EA: A Comissão Municipal de Acessibilidade tem a participação do CREA, Câmara de Vereadores e muitas outras instituições, cujo foco principal é discutir a acessibilidade, como um elemento de construção de cidadania. Acessibilidade não é garantida apenas por ações pontuais, é muito mais do que isso.
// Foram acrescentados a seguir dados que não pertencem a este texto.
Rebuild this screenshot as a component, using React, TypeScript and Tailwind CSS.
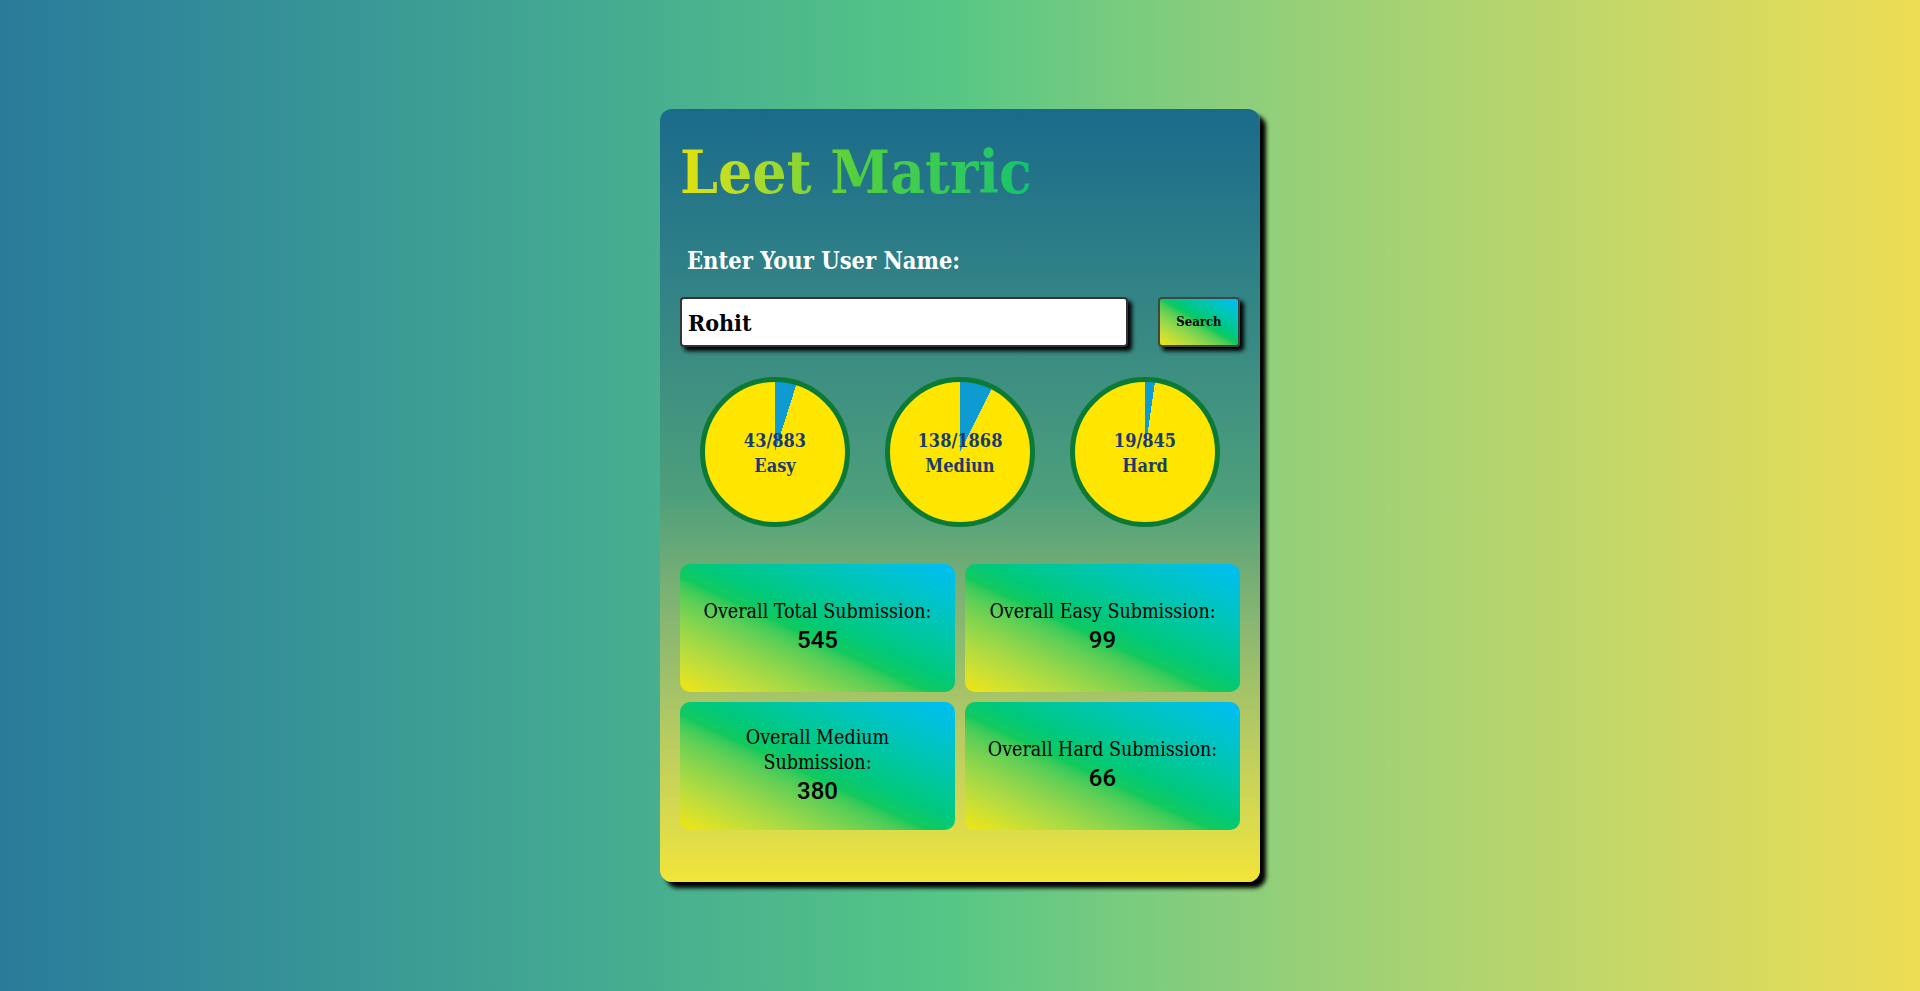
import React, { useState } from "react";

type Level = {
  name: string;
  solved: number;
  total: number;
};

const levels: Level[] = [
  { name: "Easy", solved: 43, total: 883 },
  { name: "Mediun", solved: 138, total: 1868 },
  { name: "Hard", solved: 19, total: 845 },
];

const stats = [
  { label: "Overall Total Submission:", value: 545 },
  { label: "Overall Easy Submission:", value: 99 },
  { label: "Overall Medium Submission:", value: 380 },
  { label: "Overall Hard Submission:", value: 66 },
];

const slab = "font-['DejaVu_Serif',serif] [font-stretch:condensed]";

const ProgressCircle = ({ level }: { level: Level }) => {
  const deg = (level.solved / level.total) * 360;
  return (
    <div
      className="w-[150px] h-[150px] rounded-full border-[5px] border-[#0b7a35] flex flex-col items-center justify-center pt-[2px]"
      style={{
        background: `conic-gradient(#0e9bd2 0deg ${deg}deg, #ffe600 ${deg}deg 360deg)`,
      }}
    >
      <span className={`${slab} text-[18px] leading-[25px] font-bold text-[#1b3a6d]`}>
        {level.solved}/{level.total}
      </span>
      <span className={`${slab} text-[18px] leading-[25px] font-bold text-[#1b3a6d]`}>
        {level.name}
      </span>
    </div>
  );
};

export default function App() {
  const [userName, setUserName] = useState("Rohit");

  return (
    <div className="min-h-screen w-full flex items-center justify-center bg-linear-to-r from-[#2a7b9b] via-[#57c785] to-[#eddd53]">
      <div className="w-[600px] rounded-[12px] bg-linear-to-b from-[#1a6a8b] via-[#4d9f7b] to-[#f2e537] shadow-[6px_6px_4px_#000] px-5 pt-[18px] pb-[52px]">
        {/* Title */}
        <h1
          className={`${slab} inline-block text-[60px] leading-[90px] font-bold bg-linear-to-r from-[#e2e20a] via-[#4fd03c] to-[#0cc46c] bg-clip-text text-transparent`}
        >
          Leet Matric
        </h1>

        {/* Search */}
        <p className={`${slab} mt-[29px] ml-[7px] text-[23.5px] leading-[30px] font-bold text-white`}>
          Enter Your User Name:
        </p>
        <div className="mt-[21px] flex items-center justify-between">
          <input
            value={userName}
            onChange={(e) => setUserName(e.target.value)}
            className={`${slab} w-[448px] h-[50px] bg-white border-2 border-[#333] rounded-[4px] px-[6px] text-[23px] font-bold text-black shadow-[4px_4px_4px_#000] outline-none`}
          />
          <button
            className={`${slab} w-[82px] h-[50px] border-2 border-[#444] rounded-[4px] bg-linear-to-tr from-[#f2e600] via-[#12c95c] to-[#00bdf7] text-[13px] font-bold text-black shadow-[4px_4px_4px_#000]`}
          >
            Search
          </button>
        </div>

        {/* Progress */}
        <div className="mt-[30px] flex justify-center gap-[35px]">
          {levels.map((level) => (
            <ProgressCircle key={level.name} level={level} />
          ))}
        </div>

        {/* Stat cards */}
        <div className="mt-[37px] grid grid-cols-2 gap-[10px]">
          {stats.map((s) => (
            <div
              key={s.label}
              className="h-[128px] rounded-[10px] bg-linear-to-tr from-[#f2e600] via-[#12c95c] via-45% to-[#00bdf7] flex flex-col items-center justify-center px-4 text-center"
            >
              <p className={`${slab} text-[19.5px] leading-[25px] text-black`}>
                {s.label}
              </p>
              <p className="font-['Roboto',sans-serif] text-[24px] leading-[33px] font-medium text-black">
                {s.value}
              </p>
            </div>
          ))}
        </div>
      </div>
    </div>
  );
}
O CREA tem levantamento sobre os principais problemas de falta de acessibilidade nas ruas do centro da cidade, cujos dados são de conhecimento da área de planejamento da prefeitura municipal, mas falta vontade política, compromisso com a adoção de medidas que venham a beneficiar idosos, pessoas com deficiências físicas, visuais e outros segmentos da população que são interditados de se deslocar na cidade com autonomia.
Há também um projeto de macro acessibilidade do governo do Estado, sob responsabilidade da Secretaria de Cultura com o objetivo de interligar o Porto de Salvador ao estádio da Fonte Nova a partir de uma série intervenções para recuperar calçadas, instituir ruas sem o trânsito de carros, ciclovias, recuperação de equipamentos públicos e muitas outras medidas, como a recuperação do Mercado de Santa Luzia e a construção de uma passarela ligando o Terreiro de Jesus à avenida Joana Angélica, à altura do Convento do Desterro
V: Todo processo de discussão da mobilidade urbana em Salvador está pautado nas obras para a Copa de 2014. Como você encara isso, é mesmo o momento de aproveitar os investimentos que estão vindo para a Copa ou é preciso pensar a cidade para antes?
EA: A Copa do Mundo é um indutor de investimentos em áreas estratégicas, com o foco na construção de legados para a cidade e para a população.. No caso da cidade de Salvador , um desses legados são as soluções para a mobilidade urbana, dentre outros.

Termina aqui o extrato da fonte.